For the prisoners of Auschwitz, the dehumanizing effects of the camp invoke complex feelings of shame and illustrate The Impacts of Trauma. The prisoners have been brutalized by the Nazis and feels ashamed that they have been reduced to such a status, especially when they are then seen by Russian soldiers or local Polish people. They have internalized the shame and become traumatized, even though they are not at fault. This gestures toward the way in which trauma will shape their existence long after they have left the camp.
“Hurbinek, who was three years old and perhaps had been born in Auschwitz and had never seen a tree.”
The tragic story of Hurbinek illustrates the extreme horror of the Auschwitz camp. Levi and the other adults have memories of home, of a time before the camps, which they can draw upon to comfort them in difficult times. For youngsters like Hurbinek, Auschwitz is their only known form of existence. Children are born and die in a concentration camp, knowing nothing but torture for their entire lives. Levi illustrates this with a carefully-drawn example: Hurbinek may have lived and died without ever seeing a tree. Even something as mundanely pleasant as a tree is denied to these children.
“I seemed to have known them for centuries.”

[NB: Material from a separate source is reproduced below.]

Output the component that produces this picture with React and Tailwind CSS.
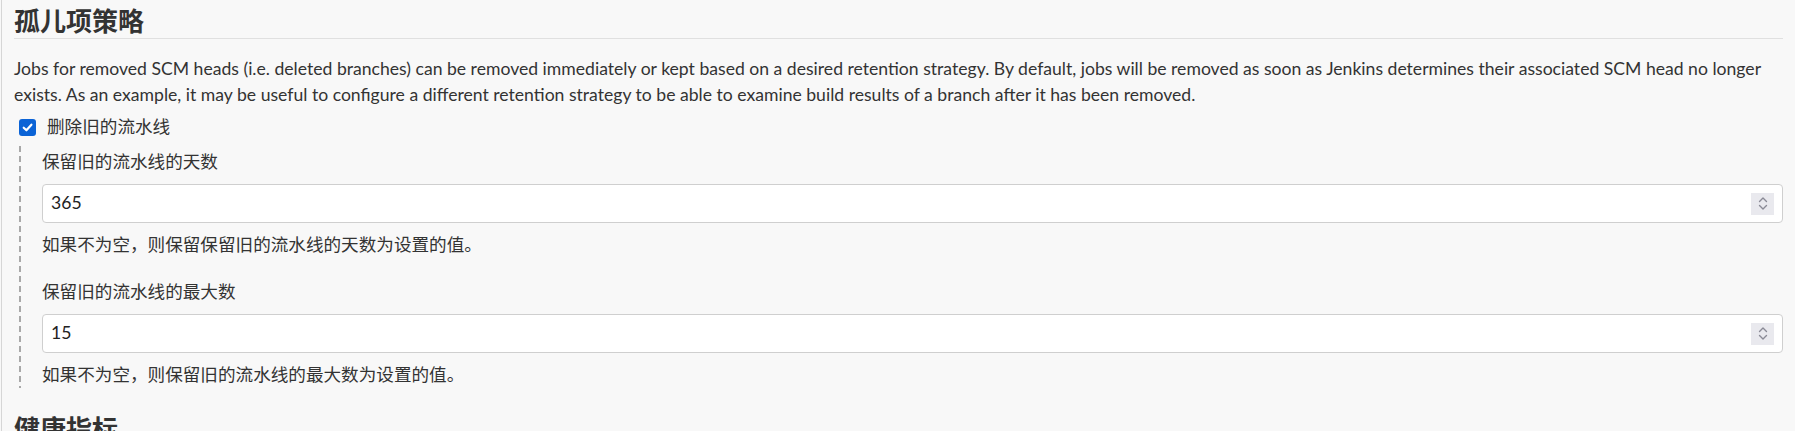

Levi spends a year in the concentration camp. Over the course of his two books, If This Is a Man and The Truce, he depicts the way in which this experience reshapes his fundamental understanding of the world. The camps reshape the nature of time itself, so that a relationship that has lasted days, weeks, or months can seem like centuries. The experience of time is yet another victim of Auschwitz, distorting the prisoners’ sense of chronology and condemning them to even longer in the camp.
“Liberty, the improbable, the impossible liberty, so far removed from Auschwitz that we had only dared to hope for it in our dreams, had come, but it had not taken us to the Promised Land.”
Levi hints at Jewish history by referencing the Promised Land, the place promised to the Jewish people by God in the Torah. In doing so, he draws on the history of his people as a way to frame his journey back to Italy following his release. Having been taken from Italy and imprisoned in Auschwitz because of his Jewishness, Levi frames his story as a quintessentially Jewish narrative, a continuation of the journey that was begun thousands of years before. He, like the rest of the Jewish people, continues to endure.
“A man who has no shoes is a fool.”
Mordo’s lesson for Levi helps to illustrate the hierarchy of needs in the post-war world. Shoes are needed to search for food, so they must be sought out first and foremost. Levi, who has no shoes, does not want to think about himself as a “fool” but Mordo is unflinching in his judgment. From this point on, Levi learns his lesson and pays particular attention to his footwear, even when he is hungry.
“One of the most important things I had learnt in Auschwitz was that one must always avoid being a nobody.”
Levi has learned to survive in deadly conditions. After being released from Auschwitz, however, he cannot abandon these lessons. The threat of death in Auschwitz was so extreme that the lessons are seared into his mind, becoming instinctive. He strives to make himself useful, even when this is no longer necessary for survival. His traumatic experience in the camp has forever altered his behavior, reflecting The Impacts of Trauma.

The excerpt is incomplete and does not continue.